◆ **PROBLEM**
Using the entries shown below, output the line containing "Write a component", the line containing "import React from", and every line between them, exactly. Pictures are omitted.

◆ **EXCERPTED DATA**
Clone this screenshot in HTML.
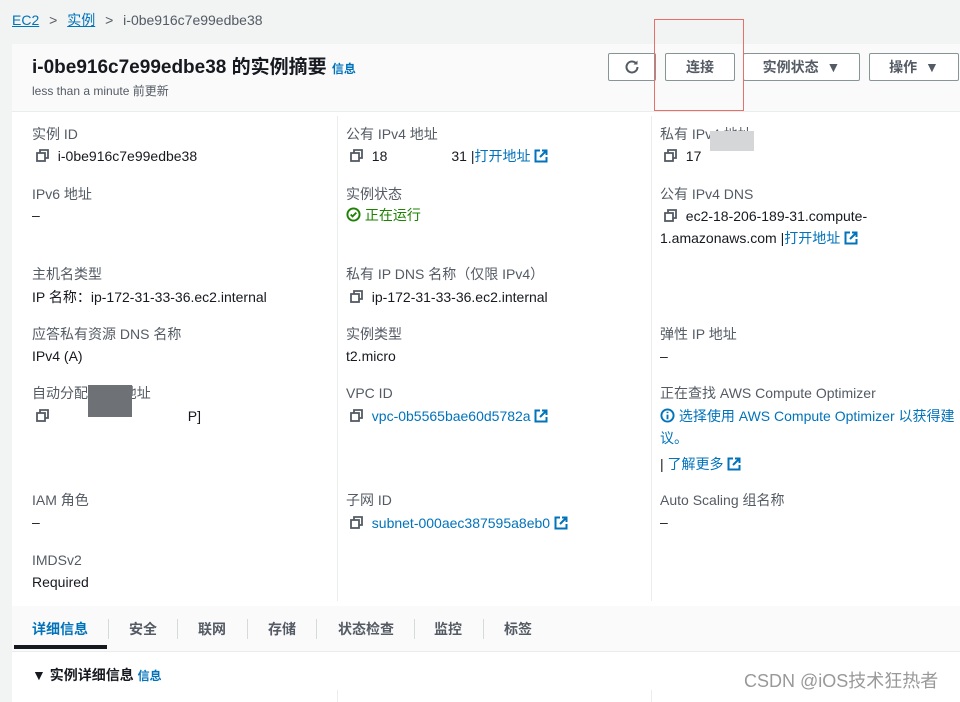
==
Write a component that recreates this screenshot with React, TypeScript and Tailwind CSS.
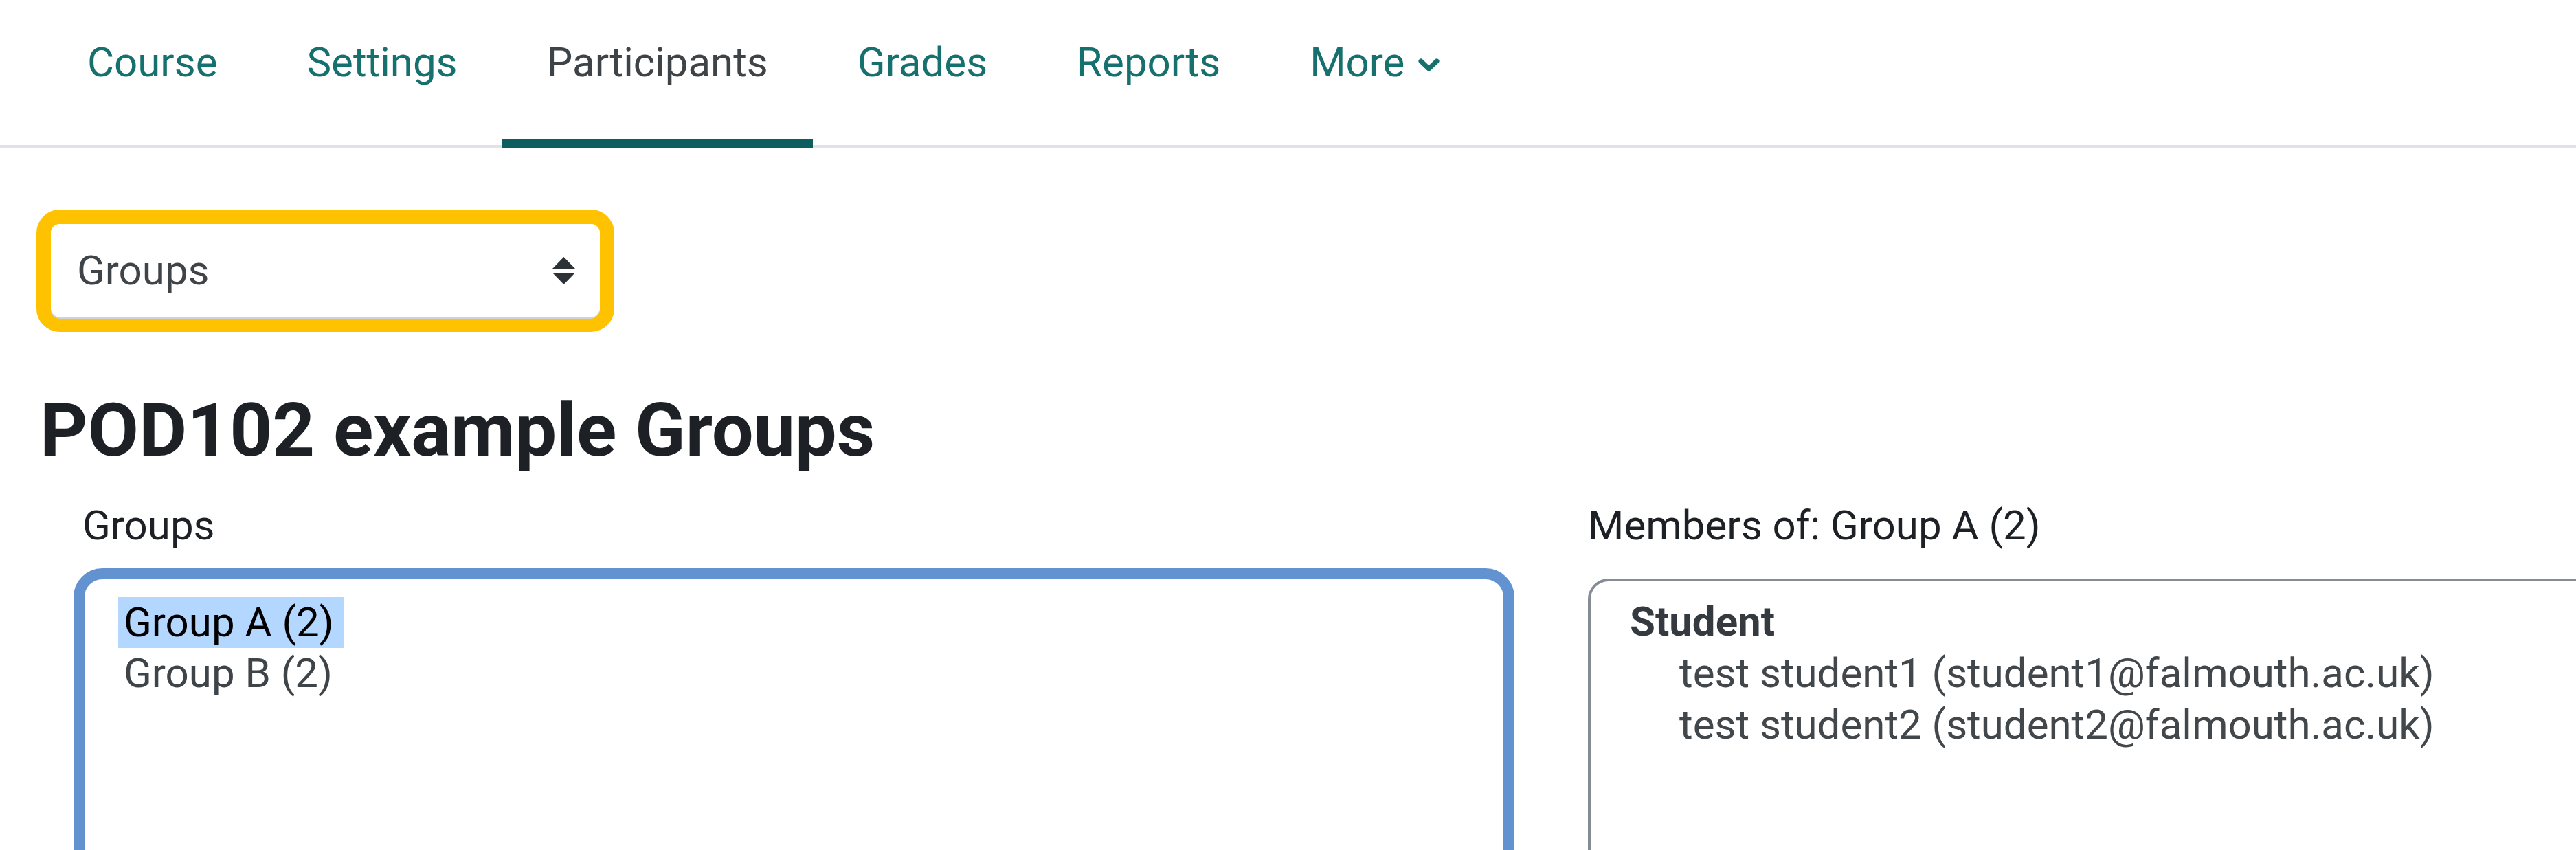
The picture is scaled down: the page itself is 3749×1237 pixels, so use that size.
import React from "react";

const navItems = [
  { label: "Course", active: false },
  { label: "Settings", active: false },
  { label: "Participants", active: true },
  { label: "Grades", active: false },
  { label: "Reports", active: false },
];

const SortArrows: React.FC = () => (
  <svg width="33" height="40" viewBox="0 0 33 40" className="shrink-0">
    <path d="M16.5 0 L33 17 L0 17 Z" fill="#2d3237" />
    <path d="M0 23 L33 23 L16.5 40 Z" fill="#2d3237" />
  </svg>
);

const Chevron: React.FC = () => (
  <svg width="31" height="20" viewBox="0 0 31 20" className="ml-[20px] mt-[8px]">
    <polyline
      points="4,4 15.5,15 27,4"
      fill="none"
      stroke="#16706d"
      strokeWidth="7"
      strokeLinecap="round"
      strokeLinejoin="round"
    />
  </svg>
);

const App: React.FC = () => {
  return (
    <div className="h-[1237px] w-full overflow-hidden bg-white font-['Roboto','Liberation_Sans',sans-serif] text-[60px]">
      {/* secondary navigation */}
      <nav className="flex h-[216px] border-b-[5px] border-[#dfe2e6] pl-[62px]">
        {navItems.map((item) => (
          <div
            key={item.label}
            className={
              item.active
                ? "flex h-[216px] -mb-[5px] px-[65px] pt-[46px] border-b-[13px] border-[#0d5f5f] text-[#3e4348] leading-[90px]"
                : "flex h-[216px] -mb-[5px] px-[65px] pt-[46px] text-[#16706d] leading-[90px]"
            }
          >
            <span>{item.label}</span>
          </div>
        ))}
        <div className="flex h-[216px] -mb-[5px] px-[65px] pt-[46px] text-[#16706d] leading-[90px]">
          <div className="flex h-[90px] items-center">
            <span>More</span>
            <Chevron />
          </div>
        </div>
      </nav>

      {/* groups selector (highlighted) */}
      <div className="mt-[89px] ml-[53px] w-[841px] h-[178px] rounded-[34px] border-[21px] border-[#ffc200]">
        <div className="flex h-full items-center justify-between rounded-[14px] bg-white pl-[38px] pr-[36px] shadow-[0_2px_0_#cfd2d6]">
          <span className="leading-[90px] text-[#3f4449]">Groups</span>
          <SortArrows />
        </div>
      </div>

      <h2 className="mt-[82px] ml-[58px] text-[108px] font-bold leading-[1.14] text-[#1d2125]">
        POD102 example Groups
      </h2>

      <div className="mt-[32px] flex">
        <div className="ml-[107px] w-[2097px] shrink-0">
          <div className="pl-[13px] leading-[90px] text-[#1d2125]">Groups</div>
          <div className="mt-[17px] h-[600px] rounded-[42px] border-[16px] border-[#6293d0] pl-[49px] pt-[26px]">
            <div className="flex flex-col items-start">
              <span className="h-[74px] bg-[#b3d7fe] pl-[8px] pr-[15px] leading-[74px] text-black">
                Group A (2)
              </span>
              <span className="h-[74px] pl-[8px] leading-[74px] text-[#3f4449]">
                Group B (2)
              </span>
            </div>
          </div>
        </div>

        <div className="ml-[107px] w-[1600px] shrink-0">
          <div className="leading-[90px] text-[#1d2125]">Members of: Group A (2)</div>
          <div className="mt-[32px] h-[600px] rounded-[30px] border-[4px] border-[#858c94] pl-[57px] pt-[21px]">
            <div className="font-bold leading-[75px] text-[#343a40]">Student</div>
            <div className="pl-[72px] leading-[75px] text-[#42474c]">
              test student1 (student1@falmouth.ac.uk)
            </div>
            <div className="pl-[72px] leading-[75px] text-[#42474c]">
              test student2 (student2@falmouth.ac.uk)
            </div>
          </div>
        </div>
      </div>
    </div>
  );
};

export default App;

◆ **OUTPUT OF THE EXERCISE**
Write a component that recreates this screenshot with React, TypeScript and Tailwind CSS.
The picture is scaled down: the page itself is 3749×1237 pixels, so use that size.
import React from "react";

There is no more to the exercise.